McCarthy's response was more revealing. He described it as "two guys in a classroom," which is corporate speak for professional distance. It's the kind of thing you say when you need to hedge every statement, when you're aware that every word is being parsed for subtext and implication. The coolness in that description isn't accidental. It's strategic. It's McCarthy establishing that he's not trying to be buddies with the guy who's blocking his path. It's him saying, without saying it, that this is a competition and he's taking it seriously. It's also him protecting himself from the narrative that he's a backup comfortable in his role. In an NFL locker room, that's a death sentence to your future.

This is important because it reveals something fundamental about the actual power dynamics here. The Vikings brought in Murray on a veteran's minimum deal after his ankle injury. They're not in love with him. They never were. They were getting a discount on a former first-round pick with name recognition and a passable arm. McCarthy, meanwhile, was a first-round draft pick two years ago with tangible future value. From a franchise perspective, McCarthy represents their actual future. Murray represents a stop-gap solution. Yet Murray is talking like he's already won the job, and McCarthy is talking like he's running up against the clock.

That's because Murray understands something that McCarthy is still learning. In the NFL, perception is often more important than reality. Murray's been here before. He was the number one pick. He's been a starting quarterback in this league. He knows how the game is played off the field. He knows that if he comes to OTAs and talks about supporting McCarthy, if he's visible and engaged and positive, the narrative becomes that he's a leader guiding a young player. The media will write about his mentorship. Teammates will notice his professionalism. By the time actual training camp rolls around, there will be a built-in narrative advantage. Even if McCarthy plays better in practice, there's already groundwork laid for why Murray should be trusted.

McCarthy, conversely, doesn't have that luxury. He's still proving he belongs at this level. His rookie season was cut short by an injury. He hasn't had a chance to demonstrate consistency or command of an NFL offense. He doesn't have the credibility that comes with past achievement. So when he talks about "two guys in a classroom," he's trying to establish that he's not overawed by this situation, that he's ready to compete. But that message is also laced with defensiveness. He's trying to lower expectations while simultaneously trying to prove he deserves the job. That's a difficult needle to thread.

Here's what's really happening underneath all this. The Vikings have a choice to make, and they're going to make it based on production.
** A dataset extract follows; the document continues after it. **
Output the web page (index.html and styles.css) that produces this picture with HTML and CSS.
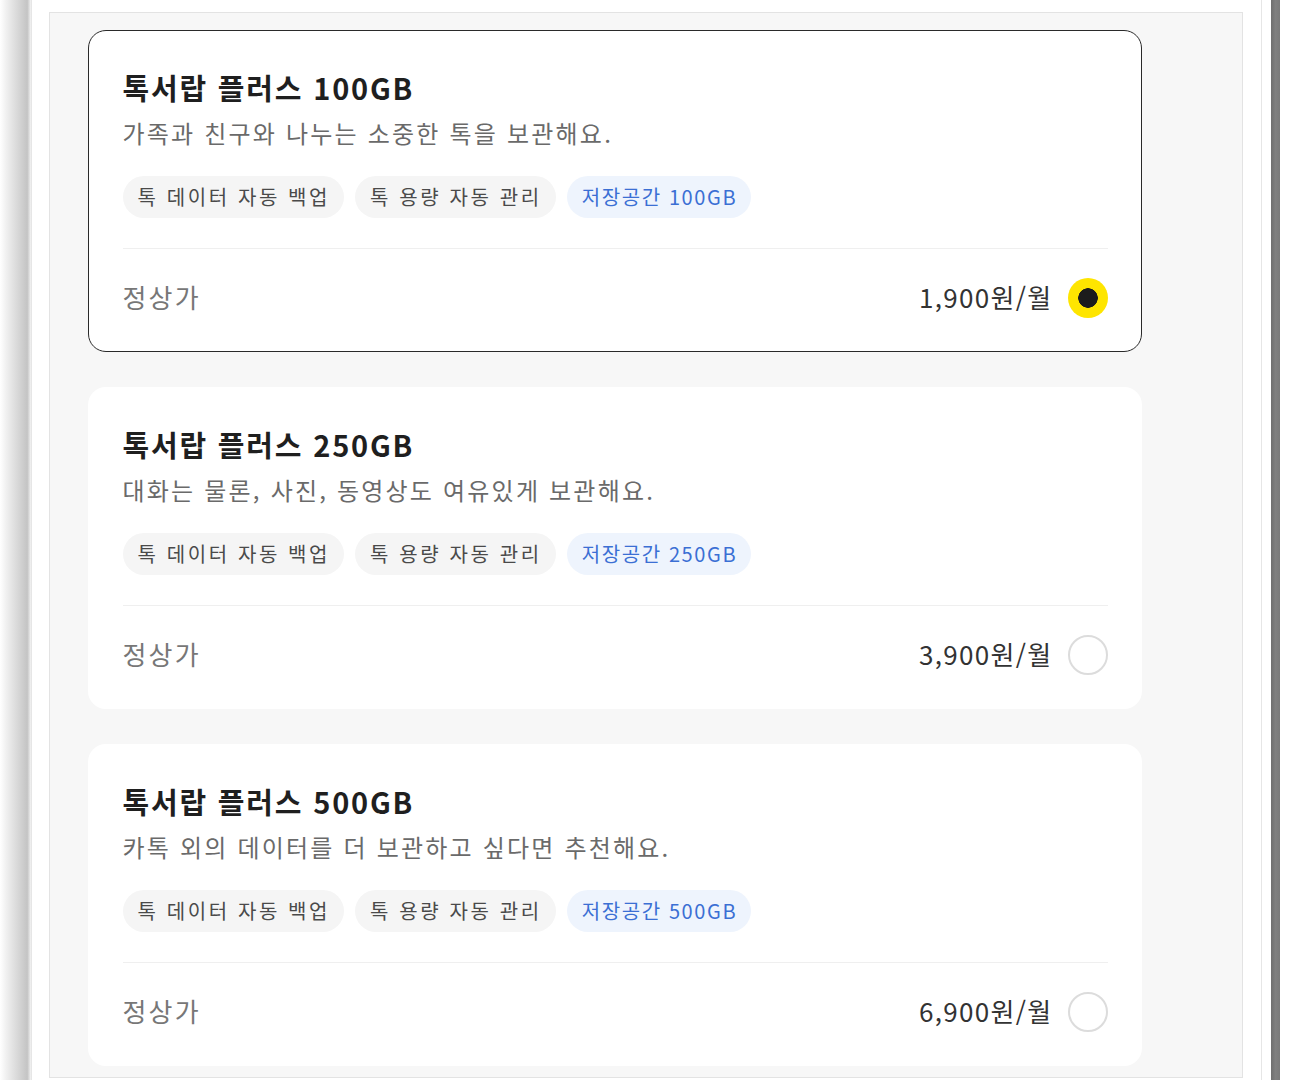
FILE: index.html
```html
<!DOCTYPE html>
<html lang="ko">
<head>
<meta charset="utf-8">
<link rel="stylesheet" href="styles.css">
</head>
<body>
<div class="screen">
  <div class="edge-left"></div>
  <div class="window">
    <div class="panel">
      <div class="card selected">
        <h2 class="title">톡서랍 플러스 100GB</h2>
        <p class="desc">가족과 친구와 나누는 소중한 톡을 보관해요.</p>
        <ul class="tags">
          <li class="tag">톡 데이터 자동 백업</li>
          <li class="tag">톡 용량 자동 관리</li>
          <li class="tag blue">저장공간 100GB</li>
        </ul>
        <div class="price-row">
          <span class="label">정상가</span>
          <span class="price">1,900원/월</span>
          <span class="radio on"></span>
        </div>
      </div>
      <div class="card">
        <h2 class="title">톡서랍 플러스 250GB</h2>
        <p class="desc">대화는 물론, 사진, 동영상도 여유있게 보관해요.</p>
        <ul class="tags">
          <li class="tag">톡 데이터 자동 백업</li>
          <li class="tag">톡 용량 자동 관리</li>
          <li class="tag blue">저장공간 250GB</li>
        </ul>
        <div class="price-row">
          <span class="label">정상가</span>
          <span class="price">3,900원/월</span>
          <span class="radio"></span>
        </div>
      </div>
      <div class="card">
        <h2 class="title">톡서랍 플러스 500GB</h2>
        <p class="desc">카톡 외의 데이터를 더 보관하고 싶다면 추천해요.</p>
        <ul class="tags">
          <li class="tag">톡 데이터 자동 백업</li>
          <li class="tag">톡 용량 자동 관리</li>
          <li class="tag blue">저장공간 500GB</li>
        </ul>
        <div class="price-row">
          <span class="label">정상가</span>
          <span class="price">6,900원/월</span>
          <span class="radio"></span>
        </div>
      </div>
    </div>
  </div>
  <div class="edge-right">
    <div class="bar"></div>
  </div>
</div>
</body>
</html>
```
FILE: styles.css
```css
* { box-sizing: border-box; }
html, body { margin: 0; padding: 0; background: #fff; }
body {
  font-family: "Noto Sans CJK KR", "Noto Sans", sans-serif;
  color: #222;
  overflow: hidden;
}
.screen {
  display: flex;
  width: 1290px;
  height: 1080px;
  overflow: hidden;
}
.edge-left {
  width: 31px;
  flex: none;
  background: linear-gradient(to right, #ffffff 0%, #f0f0f0 20%, #d6d6d6 60%, #c4c4c4 88%, #f4f4f4 100%);
}
.window {
  flex: none;
  width: 1231px;
  border-left: 1px solid #e6e6e6;
  border-right: 1px solid #e6e6e6;
  padding: 12px 18px 0 17px;
  background: #fff;
}
.panel {
  background: #f7f7f7;
  border: 1px solid #e3e3e3;
  height: 1066px;
  padding: 17px 0 0 38px;
  display: flex;
  flex-direction: column;
  gap: 35px;
}
.card {
  width: 1054px;
  background: #fff;
  border: 1.5px solid transparent;
  border-radius: 18px;
  padding: 37px 33.5px 34px;
}
.card.selected { border-color: #2a2a2a; }
.title {
  margin: 0;
  font-size: 29px;
  line-height: 38px;
  font-weight: 700;
  letter-spacing: 1.8px;
  color: #1f1f1f;
}
.desc {
  margin: 12px 0 0;
  font-size: 24px;
  line-height: 30px;
  letter-spacing: 2.2px;
  color: #6a6a6a;
}
.tags {
  list-style: none;
  margin: 28px 0 0;
  padding: 0 0 30px;
  display: flex;
  gap: 11px;
  border-bottom: 1px solid #efefef;
}
.tag {
  height: 42px;
  line-height: 42px;
  padding: 0 14px 0 15px;
  border-radius: 21px;
  background: #f5f5f5;
  color: #4a4a4a;
  font-size: 20px;
  letter-spacing: 2.6px;
}
.tag.blue {
  background: #eef4fd;
  color: #3b6fd4;
  letter-spacing: 1.6px;
}
.price-row {
  display: flex;
  align-items: center;
  height: 40px;
  margin-top: 28px;
}
.label {
  font-size: 26px;
  line-height: 34px;
  color: #777;
  letter-spacing: 2.2px;
  flex: 1;
}
.price {
  font-size: 26px;
  line-height: 34px;
  color: #333;
  letter-spacing: 1.3px;
  margin-right: 15px;
}
.radio {
  width: 40px;
  height: 40px;
  border-radius: 50%;
  border: 2px solid #dcdcdc;
  background: #fff;
  flex: none;
  margin-top: 1px;
}
.radio.on {
  border: none;
  background: radial-gradient(circle, #1c1c1c 0 9.5px, #fee500 10px);
}
.edge-right {
  flex: 1;
  display: flex;
  padding-left: 9px;
}
.bar {
  width: 9px;
  background: linear-gradient(to right, #6f6f6f, #808080 50%, #7a7a7a);
}
```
Kevin O'Connell is a meticulous offensive mind, and he's going to evaluate what he sees on the field. But the psychology matters too. The comfort level matters. Whether the coaching staff believes they can trust a player matters. And right now, Murray is doing everything he can to build that psychological comfort while McCarthy is fighting to prove he hasn't already lost before the competition even started.

The other element here is contract and cap reality. Murray is on a veterans minimum deal. If he plays well, great. If he doesn't, the Vikings move on easily. There's no financial entanglement, no dead cap implications, no contractual complications. McCarthy has years left on his rookie deal, which means the Vikings have him locked in regardless of how this plays out. That's actually a disadvantage for McCarthy in terms of his leverage in this moment. He has nowhere to go. Murray has no strings attached.
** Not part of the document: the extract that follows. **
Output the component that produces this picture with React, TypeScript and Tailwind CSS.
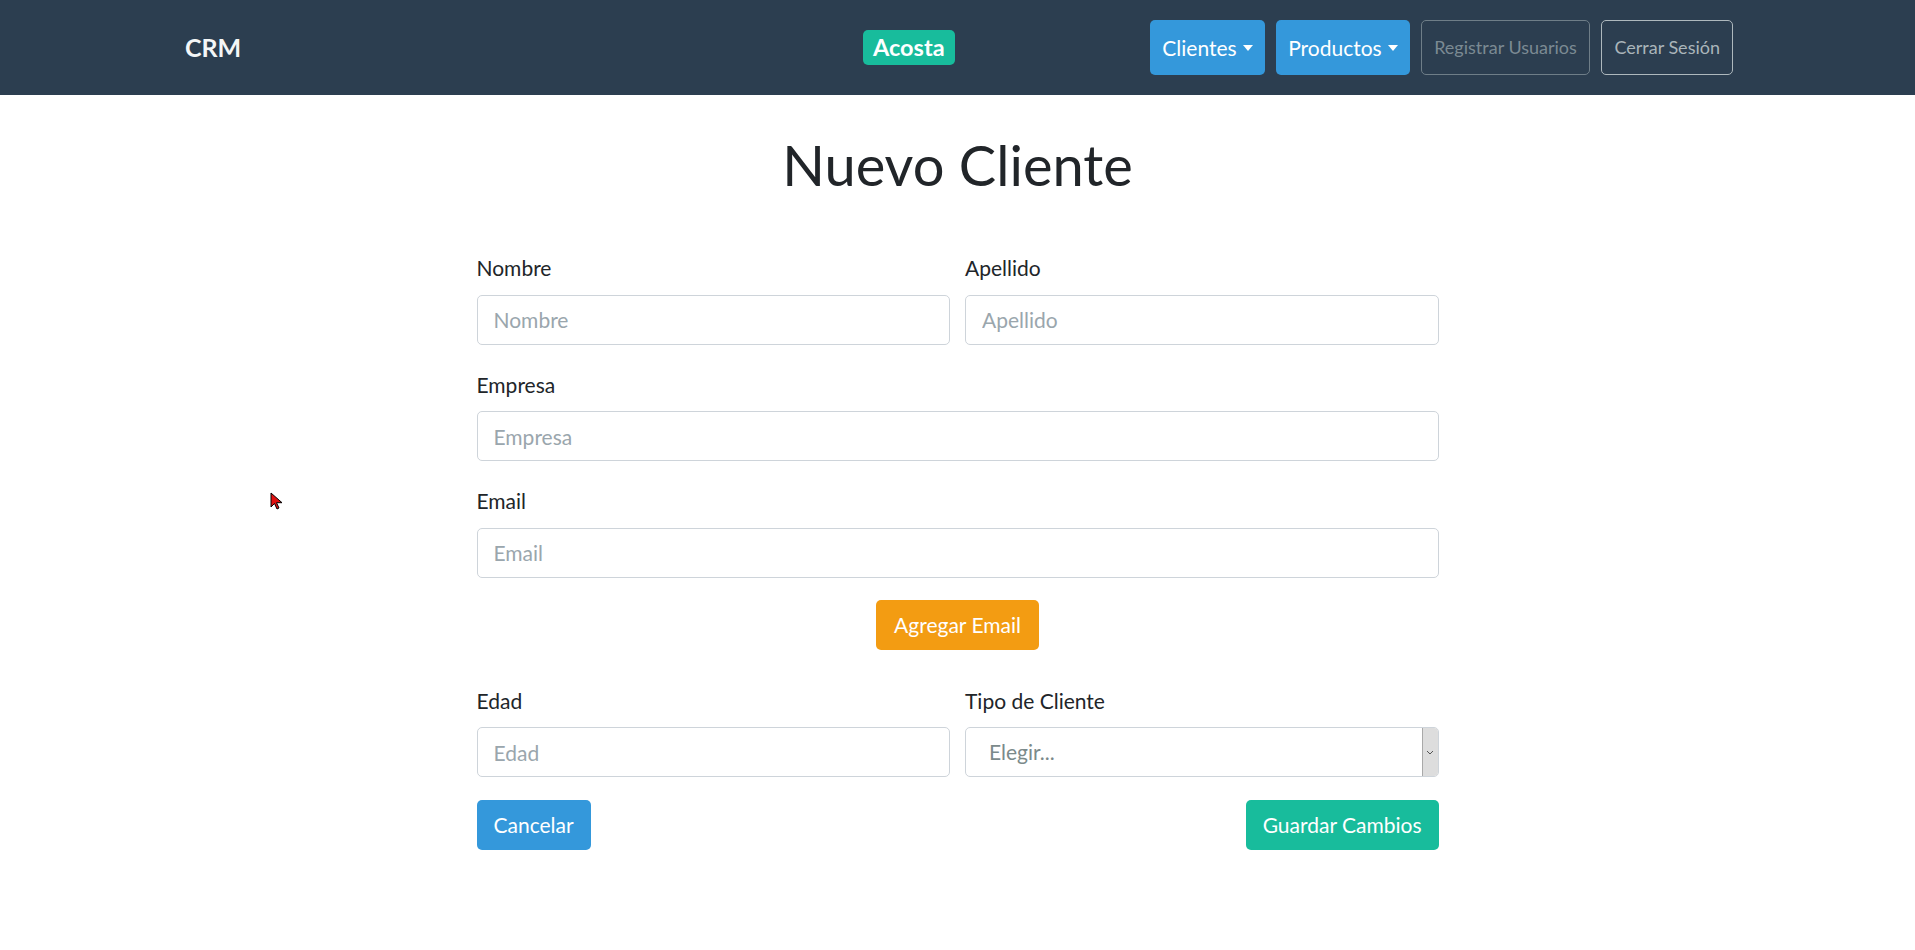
import React from 'react'

function Caret() {
  return <span className="ml-[6px] inline-block h-0 w-0 border-x-[5px] border-t-[6px] border-x-transparent border-t-white" />
}

function Field({ label, placeholder }: { label: string; placeholder: string }) {
  return (
    <div className="flex flex-col">
      <label className="mb-[11px] text-[21px] leading-[31.5px] text-[#212529]">{label}</label>
      <input
        placeholder={placeholder}
        className="h-[50px] w-full rounded-[5px] border border-[#ced4da] bg-white px-[16px] text-[21px] text-[#2c3e50] outline-none placeholder:text-[#9aa6ad]"
      />
    </div>
  )
}

export default function App() {
  return (
    <div className="min-h-screen bg-white font-['Lato',sans-serif]">
      {/* barra de navegación */}
      <nav className="flex h-[95px] items-center bg-[#2c3e50] pl-[185px] pr-[182px]">
        <div className="flex items-center">
          <a className="w-[57px] text-[25px] font-bold text-[#f4f6f7]">CRM</a>
          <span className="ml-[621px] flex h-[35px] items-center rounded-[5px] bg-[#18bc9c] px-[10px] text-[23.5px] font-bold text-white">
            Acosta
          </span>
        </div>
        <div className="ml-auto flex items-center gap-[11.5px]">
          <button className="flex h-[55px] items-center rounded-[5px] bg-[#3498db] px-[12px] text-[21px] text-white">
            Clientes
            <Caret />
          </button>
          <button className="flex h-[55px] items-center rounded-[5px] bg-[#3498db] px-[12px] text-[21px] text-white">
            Productos
            <Caret />
          </button>
          <button className="flex h-[55px] items-center rounded-[5px] border border-[#6f7e88] px-[12px] text-[18px] text-[#7b8a93]">
            Registrar Usuarios
          </button>
          <button className="flex h-[55px] items-center rounded-[5px] border border-[#aeb8bd] px-[12px] text-[18px] text-[#aab5ba]">
            Cerrar Sesión
          </button>
        </div>
      </nav>

      {/* formulario */}
      <main className="pt-[36px]">
        <h1 className="text-center text-[56px] leading-[67px] text-[#212529]">Nuevo Cliente</h1>

        <form className="mx-auto mt-[54px] w-[962px]">
          <div className="mb-[24px] grid grid-cols-2 gap-[15px]">
            <Field label="Nombre" placeholder="Nombre" />
            <Field label="Apellido" placeholder="Apellido" />
          </div>
          <div className="mb-[24px]">
            <Field label="Empresa" placeholder="Empresa" />
          </div>
          <div>
            <Field label="Email" placeholder="Email" />
          </div>

          <div className="mt-[22px] flex justify-center">
            <button type="button" className="h-[50px] rounded-[5px] bg-[#f39c12] px-[18px] text-[21px] text-white">
              Agregar Email
            </button>
          </div>

          <div className="mt-[35px] grid grid-cols-2 gap-[15px]">
            <Field label="Edad" placeholder="Edad" />
            <div className="flex flex-col">
              <label className="mb-[11px] text-[21px] leading-[31.5px] text-[#212529]">Tipo de Cliente</label>
              <div className="flex h-[50px] items-stretch overflow-hidden rounded-[5px] border border-[#ced4da] bg-white">
                <span className="flex flex-1 items-center pl-[23px] text-[21px] text-[#7b8a8b]">Elegir...</span>
                <span className="flex w-[16px] items-center justify-center border-l border-[#a9a9a9] bg-[#dddddd]">
                  <svg width="8" height="5" viewBox="0 0 8 5">
                    <path d="M1 1l3 3 3-3" fill="none" stroke="#555" strokeWidth="1" />
                  </svg>
                </span>
              </div>
            </div>
          </div>

          <div className="mt-[23px] flex justify-between">
            <button type="button" className="h-[50px] rounded-[5px] bg-[#3498db] px-[17px] text-[21px] text-white">
              Cancelar
            </button>
            <button type="button" className="h-[50px] rounded-[5px] bg-[#18bc9c] px-[17px] text-[21px] text-white">
              Guardar Cambios
            </button>
          </div>
        </form>
      </main>

      {/* puntero del ratón */}
      <svg className="absolute left-[270px] top-[492px]" width="13" height="18" viewBox="0 0 13 18">
        <path d="M1 1v14l3.5-3.5 2.5 5.5 2-1-2.5-5.3H12z" fill="#e01010" stroke="#000" strokeWidth="1" />
      </svg>
    </div>
  )
}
This is the part of the NFL that doesn't always make the highlight reel but determines so much about how seasons actually unfold. This is the business angle, the organizational leverage angle, the psychology angle all colliding at once. Murray flew into Minnesota and positioned himself as the steady hand, the professional, the leader. McCarthy showed up as the competitor, which is the right competitive mindset but potentially the wrong narrative choice if he's trying to win over a coaching staff and locker room. Fair or not, leaders often win these battles before the on-field performance even matters.

We should also consider what the Vikings organization actually wants. If they wanted McCarthy to be the future, they probably would have leaned more heavily into that when they brought in Murray. They would have made it clear that this was about development and evaluation, not a genuine competition. Instead, they framed it as a legitimate battle for the starting job. That language choice matters. It suggests that the front office is genuinely open to being convinced that Murray is the better option right now, which means McCarthy isn't starting with organizational momentum behind him.

The real test will come when the pads go on. You can talk in OTAs. You can set narratives and manage perceptions. But once training camp starts and the hitting begins, the football does the talking. That's when we'll find out whether Murray's experience and professionalism translate to actual competence in this offense, or whether McCarthy's arm talent and athleticism overcome the narrative disadvantage he's already given himself.

What we know right now is that Murray came in talking like a guy who's already comfortable with the job, while McCarthy came in sounding like a guy who knows he's got work to do. In a fair fight, that wouldn't matter. But quarterback competitions are never completely fair. They're always part sport and part politics. And in the politics department, Murray just won the opening round.